Na meer dan een maand zonder communicatie lukte het Kisanet toch om in contact te komen met haar broers en zussen in de hoofdstad. Haar familie op het platteland blijft onbereikbaar, omdat de gevechten in Tigray voortduren. ‘Ik probeer elke dag met mijn broers en zussen te praten. Toch weet ik niet hoe het echt met ze gaat. De telefoonlijnen in de hoofdstad werken nog wel, maar ze worden in de gaten gehouden en misschien ook wel afgesloten. Mijn broers en zussen zeggen altijd dat het goed met hen gaat en dat ze zich zorgen maken om mij, omdat ik hier alleen ben. Maar zij zijn degenen die midden in de oorlog zitten.’

‘Dit zijn de mensen voor wie je alles zou doen, maar er is niets wat je kunt doen om hen te redden’

Kisanet vervolgt – tussen de tranen door – haar verhaal: 'Ik weet dat mijn broertje en de kinderen bang zijn. Ik wil niet dat ze zich opgesloten voelen. Je leeft misschien in een vrije wereld, maar iemand vertelt je of je wel of niet mag leven. Het is vreselijk. De kinderen vertellen me over vliegtuigen, hoe ze wegrennen om zich te verstoppen als ze ze zien overvliegen. Ze huilen als ze passeren, omdat ze niet weten wat er zal gebeuren. Het is zo hopeloos.
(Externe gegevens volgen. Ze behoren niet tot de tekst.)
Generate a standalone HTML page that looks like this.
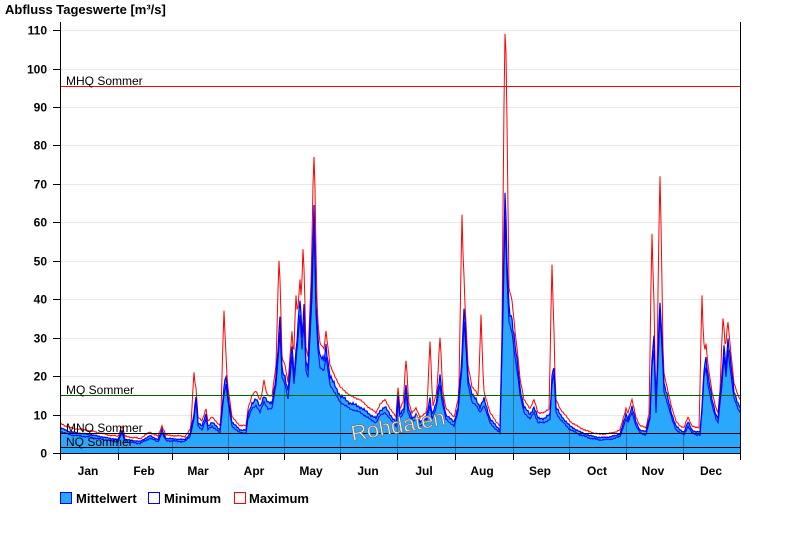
<!DOCTYPE html>
<html><head><meta charset="utf-8"><style>
body{margin:0;background:#fff;width:800px;height:550px;overflow:hidden;font-family:"Liberation Sans",Arial,sans-serif}
</style></head><body>
<svg id="s" width="800" height="550" xmlns="http://www.w3.org/2000/svg" style="position:absolute;left:0;top:0">
<text x="5" y="14" font-size="13" font-weight="bold" font-family="Liberation Sans">Abfluss Tageswerte [m³/s]</text>
<g id="grid" stroke="#e8e8e8" stroke-width="1"></g>
<g id="ylab" font-size="12" font-weight="bold" text-anchor="end" font-family="Liberation Sans"></g>
<defs><clipPath id="cp"><path id="cpp"/></clipPath></defs>
<path id="fill" fill="#29a8fc" stroke="none"/>
<g id="vl" clip-path="url(#cp)" stroke="#2f6f9f" stroke-width="1"></g>
<path id="pmax" fill="none" stroke="#ff0000" stroke-width="1"/>
<path id="pmin" fill="none" stroke="#0000ff" stroke-width="1"/>
<path id="pmean" fill="none" stroke="#0000ff" stroke-width="1.2"/>
<line x1="60" x2="740" y1="86.5" y2="86.5" stroke="#ff0000"/>
<line x1="60" x2="740" y1="395.5" y2="395.5" stroke="#006400"/>
<line x1="60" x2="740" y1="433.5" y2="433.5" stroke="#000"/>
<line x1="60" x2="740" y1="447.5" y2="447.5" stroke="#000"/>
<g font-size="12" font-family="Liberation Sans">
<text x="66" y="85">MHQ Sommer</text>
<text x="66" y="394">MQ Sommer</text>
<text x="66" y="432">MNQ Sommer</text>
<text x="66" y="446">NQ Sommer</text>
</g>
<text x="398" y="433" font-size="22" fill="#fff" stroke="#777" stroke-width="0.9" text-anchor="middle" transform="rotate(-10 398 425)" font-family="Liberation Sans">Rohdaten</text>
<line x1="60.5" y1="22" x2="60.5" y2="460" stroke="#000"/>
<line x1="740.5" y1="22" x2="740.5" y2="453" stroke="#000"/>
<line x1="60" y1="453.5" x2="741" y2="453.5" stroke="#000"/>
<g id="ticks" stroke="#000"></g>
<g font-size="12" font-weight="bold" text-anchor="middle" font-family="Liberation Sans">
<text x="88" y="475">Jan</text><text x="144" y="475">Feb</text><text x="198" y="475">Mar</text><text x="254" y="475">Apr</text><text x="311" y="475">May</text><text x="368" y="475">Jun</text><text x="424" y="475">Jul</text><text x="482" y="475">Aug</text><text x="540" y="475">Sep</text><text x="597" y="475">Oct</text><text x="653" y="475">Nov</text><text x="711" y="475">Dec</text>
</g>
<rect x="60.5" y="492.5" width="11" height="11" fill="#29a8fc" stroke="#0000ff"/>
<rect x="148.5" y="492.5" width="11" height="11" fill="#fff" stroke="#0000ff"/>
<rect x="234.5" y="492.5" width="11" height="11" fill="#fff" stroke="#ff0000"/>
<g font-size="13" font-weight="bold" font-family="Liberation Sans">
<text x="76" y="503">Mittelwert</text><text x="164" y="503">Minimum</text><text x="249" y="503">Maximum</text>
</g>
</svg>
<script>
var Y=function(v){return 453-3.845*v};
var g=document.getElementById('grid'),yl=document.getElementById('ylab'),tk=document.getElementById('ticks');
var ns='http://www.w3.org/2000/svg';
function el(p,t,a){var e=document.createElementNS(ns,t);for(var k in a)e.setAttribute(k,a[k]);p.appendChild(e);return e}
for(var v=0;v<=110;v+=10){var y=Math.round(Y(v))+0.5;if(v>0)el(g,'line',{x1:61,x2:740,y1:y,y2:y});el(tk,'line',{x1:53,x2:60,y1:y,y2:y});var t=el(yl,'text',{x:47,y:y+4});t.textContent=v;}
var mb=[60,118,172,228,284,340,397,455,513,569,626,683,740];
var vl=document.getElementById('vl');
mb.forEach(function(x){el(tk,'line',{x1:x+0.5,x2:x+0.5,y1:453,y2:460});if(x>60&&x<740)el(vl,'line',{x1:x+0.5,x2:x+0.5,y1:20,y2:453});});
var K=[[60,6.5],[70,5.5],[90,4.8],[110,3.8],[118,3.5],[122,6],[125,3.5],[140,3],[150,4.5],[158,3.5],[162,6],[166,3.8],[185,3.5],[190,5],[194,10],[196,15],[198,8],[202,7],[206,10],[208,7],[212,8],[216,7],[220,6],[224,17],[226,20],[228,15],[232,8],[240,6],[246,6],[248,10],[252,13],[256,14],[260,12],[264,15],[268,13],[272,13],[276,20],[278,27],[280,35],[282,22],[285,20],[288,16],[290,22],[292,28],[294,20],[297,30],[300,40],[302,30],[304,38],[306,24],[308,22],[312,45],[314,65],[316,40],[318,30],[320,25],[324,24],[326,28],[330,20],[340,15],[350,13],[360,12],[370,10],[376,9],[380,11],[385,12],[390,10],[396,8],[398,15],[400,10],[404,12],[406,18],[408,12],[412,9],[416,10],[420,8],[426,9],[430,14],[432,10],[436,13],[440,20],[442,15],[446,10],[450,9],[454,8],[458,12],[462,25],[464,38],[466,30],[468,20],[472,15],[476,14],[480,12],[484,14],[490,9],[496,7],[500,6],[503,40],[505,68],[507,50],[509,38],[512,35],[515,28],[518,22],[520,17],[524,12],[530,10],[534,12],[538,9],[544,9],[550,10],[552,20],[554,23],[556,12],[560,10],[570,7],[580,5.5],[590,4.5],[600,4],[610,4.2],[615,4.5],[620,5],[626,10],[628,9],[632,12],[636,8],[640,6],[646,5.5],[650,10],[652,25],[654,30],[656,12],[660,40],[662,30],[664,18],[668,14],[672,10],[676,7],[680,6],[684,5.5],[688,8],[692,6],[696,5.5],[700,5.5],[702,12],[704,22],[706,25],[708,20],[712,14],[716,10],[718,9],[722,20],[724,28],[726,22],[728,30],[730,25],[734,16],[738,13],[740,12]];
var S=[[505,109],[506,104],[314,77],[660,72],[462,62],[303,53],[279,50],[552,49],[702,41],[723,35],[652,57],[224,37],[194,21],[430,29],[481,36],[296,41],[440,30],[406,24],[264,19],[727,32]];
function mean0(x){for(var i=1;i<K.length;i++){if(x<=K[i][0]){var a=K[i-1],b=K[i];return a[1]+(b[1]-a[1])*(x-a[0])/(b[0]-a[0]);}}return 12}
function nz(x){return Math.sin(x*2.3)*0.5+Math.sin(x*5.7+1)*0.3}
function mean(x){var m=mean0(x);return m*(1+0.05*nz(x));}
function mx(x){var m=mean0(x)*1.12+0.4+0.3*nz(x+3);S.forEach(function(s){var d=Math.abs(x-s[0]);if(d<3){var v=s[1]-(s[1]-mean0(x))*d/3;if(v>m)m=v;}});return m}
var pm='',pM='',pn='';
for(var x=60;x<=740;x+=1){var m=mean(x);pm+=(x==60?'M':'L')+x+','+Y(m).toFixed(1);pM+=(x==60?'M':'L')+x+','+Y(mx(x)).toFixed(1);pn+=(x==60?'M':'L')+x+','+Y(mean0(x)*0.9-0.2+0.3*nz(x+7)).toFixed(1);}
document.getElementById('pmean').setAttribute('d',pm);
document.getElementById('pmax').setAttribute('d',pM);
document.getElementById('pmin').setAttribute('d',pn);
var f=pm+'L740,453L60,453Z';
document.getElementById('fill').setAttribute('d',f);
document.getElementById('cpp').setAttribute('d',f);
</script>
</body></html>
Dit zijn de mensen voor wie je alles zou doen, maar er is niets wat je kunt doen om hen te redden’, vertelt ze huilend, terwijl ze zich verontschuldigt voor haar emoties.

Tigray

De belangrijkste reden dat noch Kisanet noch haar familie veilig zijn, zegt de UT-studente, is simpelweg omdat ze Tigrayaans zijn, een etnische minderheidsgroep met een eigen cultuur en taal. ‘Ik besteedde geen aandacht aan de Ethiopische politiek, maar werd ‘wakker’ toen het conflict begon. Na het aantreden van de huidige premier wist ik dat Tigrayanen in het hele land worden gediscrimineerd. Maar ik kon me moeilijk voorstellen dat het zo ver zou gaan. Het is gewoon zo triest.’

‘Ik hoop dat de oorlog snel voorbij is en ik terug kan gaan’

Kisanet zit in het allerlaatste semester van haar studie, maar betwijfelt of ze op korte termijn terug kan naar Ethiopië. ‘Dat zou op dit moment onmogelijk zijn', zegt ze. 'Maar ik ben toegewijd om Tigray vanuit Nederland te helpen. Ik heb gepleit voor het stoppen van de oorlog met mede-Tigrianen en mensen die tegen de oorlog zijn. Ik begrijp de mentaliteit niet van mensen die oorlog om welke reden dan ook goedpraten. Het leven is zo kostbaar. Ik hoop dat dit snel stopt en dat ik terug kan om Tigray weer op te bouwen.’